Hay cien términos más para ese diccionario. Pero el que ocupa más espacio y el que tiene más fuerza usurpadora es Dios, palabra a la que se ha extraído con los más afilados cuchillos todo fondo de serenidad o compasión para rellenarla con la peor ceguera y la más brutal violencia. Cuando los secuestradores -de cualquiera de los bandos- apelan a Dios, es mejor esconderse y empezar a rezar.

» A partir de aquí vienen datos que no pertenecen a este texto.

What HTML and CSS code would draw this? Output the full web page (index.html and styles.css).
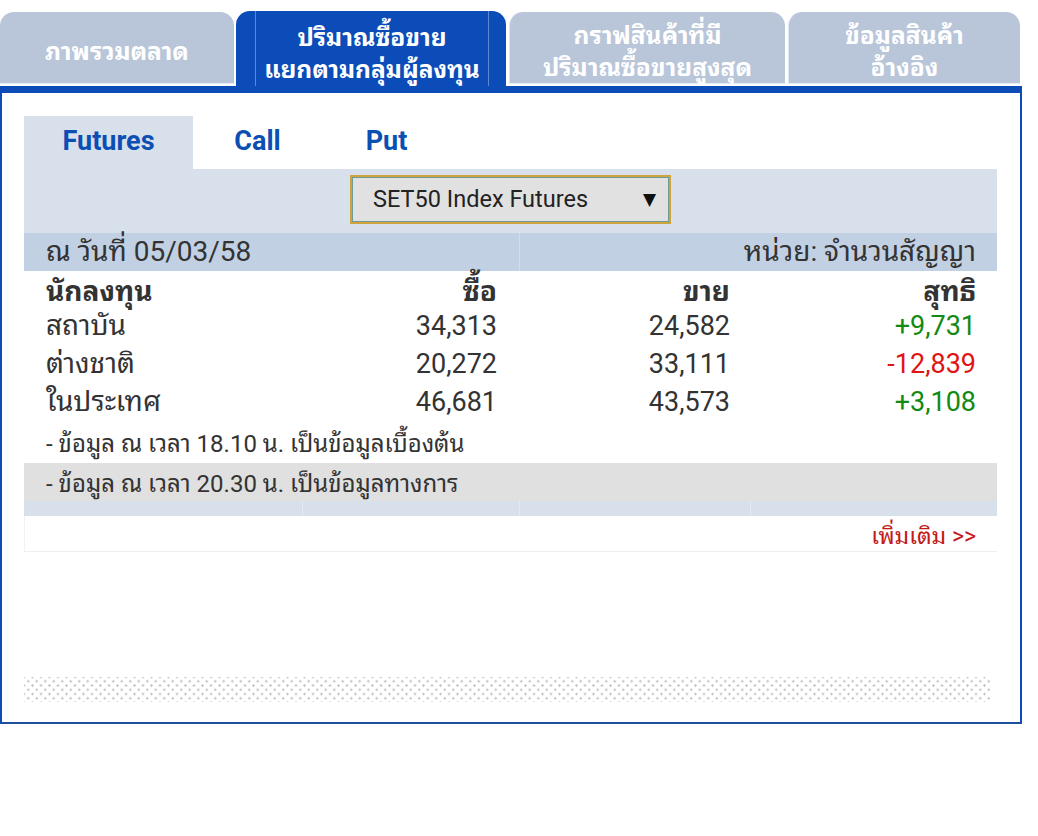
FILE: index.html
```html
<!DOCTYPE html>
<html lang="th">
<head>
<meta charset="utf-8">
<title>ปริมาณซื้อขายแยกตามกลุ่มผู้ลงทุน</title>
<link rel="stylesheet" href="styles.css">
</head>
<body>
<div class="page">
  <div class="tabs">
    <div class="tab tab-w1">ภาพรวมตลาด</div>
    <div class="tab tab-active tab-w2"><div class="tab-inner">ปริมาณซื้อขาย<br>แยกตามกลุ่มผู้ลงทุน</div></div>
    <div class="tab tab-w3">กราฟสินค้าที่มี<br>ปริมาณซื้อขายสูงสุด</div>
    <div class="tab tab-w4">ข้อมูลสินค้า<br>อ้างอิง</div>
  </div>
  <div class="box">
    <div class="panel">
      <div class="subtabs">
        <div class="subtab subtab-active">Futures</div>
        <div class="subtab">Call</div>
        <div class="subtab">Put</div>
      </div>
      <div class="select-row">
        <div class="select"><span>SET50 Index Futures</span><span class="arrow">▼</span></div>
      </div>
      <div class="date-row">
        <div class="date-cell">ณ วันที่ 05/03/58</div>
        <div class="date-cell unit">หน่วย: จำนวนสัญญา</div>
      </div>
      <div class="grid head">
        <div class="c-name">นักลงทุน</div>
        <div class="c-num">ซื้อ</div>
        <div class="c-num">ขาย</div>
        <div class="c-num c-last">สุทธิ</div>
      </div>
      <div class="grid row">
        <div class="c-name">สถาบัน</div>
        <div class="c-num">34,313</div>
        <div class="c-num">24,582</div>
        <div class="c-num c-last pos">+9,731</div>
      </div>
      <div class="grid row">
        <div class="c-name">ต่างชาติ</div>
        <div class="c-num">20,272</div>
        <div class="c-num">33,111</div>
        <div class="c-num c-last neg">-12,839</div>
      </div>
      <div class="grid row">
        <div class="c-name">ในประเทศ</div>
        <div class="c-num">46,681</div>
        <div class="c-num">43,573</div>
        <div class="c-num c-last pos">+3,108</div>
      </div>
      <div class="note note1">- ข้อมูล ณ เวลา 18.10 น. เป็นข้อมูลเบื้องต้น</div>
      <div class="note note2">- ข้อมูล ณ เวลา 20.30 น. เป็นข้อมูลทางการ</div>
      <div class="grid strip">
        <div></div><div></div><div></div><div></div>
      </div>
      <div class="more"><span>เพิ่มเติม &gt;&gt;</span></div>
    </div>
    <div class="dots"></div>
  </div>
</div>
</body>
</html>
```
FILE: styles.css
```css
* { box-sizing: border-box; }
html, body { margin: 0; padding: 0; background: #fff; }
body {
  font-family: Roboto, "Noto Sans Thai Looped", "Noto Sans Thai", "Noto Sans", "DejaVu Sans", sans-serif;
  color: #333;
}
.page { width: 1022px; }

.tabs {
  display: flex;
  align-items: flex-end;
  padding-top: 11px;
  height: 86px;
}
.tab {
  height: 72px;
  margin-bottom: 2px;
  background: #b9c5d9;
  border-radius: 14px 14px 0 0;
  color: #fff;
  font-weight: bold;
  font-size: 24.5px;
  line-height: 32px;
  text-align: center;
  display: flex;
  align-items: center;
  justify-content: center;
  border-left: 1px solid #dfe5ef;
  border-bottom: 1px solid #e8ecf3;
  padding-top: 9px;
}
.tab-w1 { width: 234px; margin-right: 2px; border-left: none; }
.tab-w2 { width: 270px; margin-right: 3px; }
.tab-w3 { width: 276px; margin-right: 3px; }
.tab-w4 { width: 232px; }
.tab-active {
  height: 75px;
  margin-bottom: 0;
  background: #0b4cb9;
  border: none;
  padding: 0 17px 0 19px;
  align-items: stretch;
}
.tab-inner {
  flex: 1;
  border-left: 1px solid #5f88d2;
  border-right: 1px solid #5f88d2;
  display: flex;
  align-items: center;
  justify-content: center;
  padding-top: 11px;
}

.box {
  border-top: 7px solid #0b4cb9;
  border-left: 2px solid #0b4cb9;
  border-right: 2px solid #0b4cb9;
  border-bottom: 2px solid #1d4f9f;
  padding: 23px 23px 20px 22px;
  height: 638px;
}
.panel { width: 973px; }

.subtabs { display: flex; height: 53px; }
.subtab {
  width: 129px;
  display: flex;
  align-items: center;
  justify-content: center;
  font-size: 27px;
  font-weight: bold;
  color: #0b4fb3;
  padding-bottom: 4px;
}
.subtab-active { width: 169px; background: #d8e0eb; }

.select-row {
  height: 64px;
  background: #d8e0eb;
  display: flex;
  justify-content: center;
  padding-top: 6px;
}
.select {
  width: 321px;
  height: 49px;
  background: #e1e1e1;
  border: 2px solid #d0a43c;
  box-shadow: inset 0 0 0 1px #6d9c98;
  display: flex;
  align-items: center;
  justify-content: space-between;
  padding: 0 13px 2px 21px;
  font-size: 23.5px;
  color: #222;
}
.arrow { font-size: 17px; color: #111; }

.date-row {
  height: 38px;
  background: #c2d0e4;
  display: grid;
  grid-template-columns: 495px 1fr;
  grid-template-rows: 38px;
  font-size: 28px;
  line-height: 1;
}
.date-cell {
  padding-left: 22px;
  display: flex;
  align-items: center;
}
.date-cell.unit {
  border-left: 1px solid #d3ddec;
  justify-content: flex-end;
  padding-right: 21px;
}

.grid {
  display: grid;
  grid-template-columns: 278px 217px 231px 1fr;
  line-height: 1;
}
.head { height: 36px; padding-top: 6px; grid-template-rows: 30px; font-weight: bold; font-size: 28px; align-items: center; }
.row { height: 38px; grid-template-rows: 38px; align-items: center; }
.row .c-name { font-size: 28px; }
.row .c-num { font-size: 27px; }
.c-name { padding-left: 22px; }
.c-num { text-align: right; padding-right: 22px; }
.grid .c-num:nth-child(3) { padding-right: 20px; }
.c-last { padding-right: 21px; }
.pos { color: #138a13; }
.neg { color: #e01414; }

.note {
  font-size: 24px;
  line-height: 1;
  padding-left: 22px;
  padding-top: 4px;
  display: flex;
  align-items: center;
}
.note1 { height: 42px; }
.note2 { height: 38px; background: #e0e0e0; }

.strip {
  height: 15px;
  grid-template-rows: 15px;
  background: #d8e0eb;
}
.strip > div + div { border-left: 1px solid #e5eaf2; }

.more {
  height: 36px;
  line-height: 1;
  border-left: 1px solid #f2f2f2;
  border-bottom: 1px solid #efefef;
  display: flex;
  align-items: center;
  justify-content: flex-end;
  padding-right: 21px;
  padding-top: 6px;
  font-size: 23px;
  color: #c41a1a;
}

.dots {
  width: 967px;
  height: 25px;
  margin-top: 125px;
  background-color: #fff;
  background-image:
    radial-gradient(circle at center, #c2c2c2 0.9px, transparent 1.4px),
    radial-gradient(circle at center, #c2c2c2 0.9px, transparent 1.4px);
  background-size: 8.5px 8.5px;
  background-position: 0 0, 4.25px 4.25px;
}
```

Nadie esperaba el sonido de la alarma, pero de pronto ésta ha sonado con una fuerza que hacía mucho tiempo no se oía. La tiranía se basa en la idolatría y en el encarcelamiento de las palabras todavía más que en la fuerza, y a este respecto el caso del propio Sadam Husein es modélico. Pero lo que finalmente ha resultado inaceptable -en primer lugar para los mismos ciudadanos- ha sido el pillaje de las palabras en nombre de la libertad y de la democracia. En una dictadura, el poder debe mentir por coherencia política; cuando el poder miente en una democracia, toda la sociedad queda bajo sospecha.

Entonces es más necesario que nunca rescatar el significado de las palabras. Lo que está sucediendo a la población iraquí no es, como dicen los responsables de la guerra, "nuestra cuota de dolor". Es su cuota de sangre.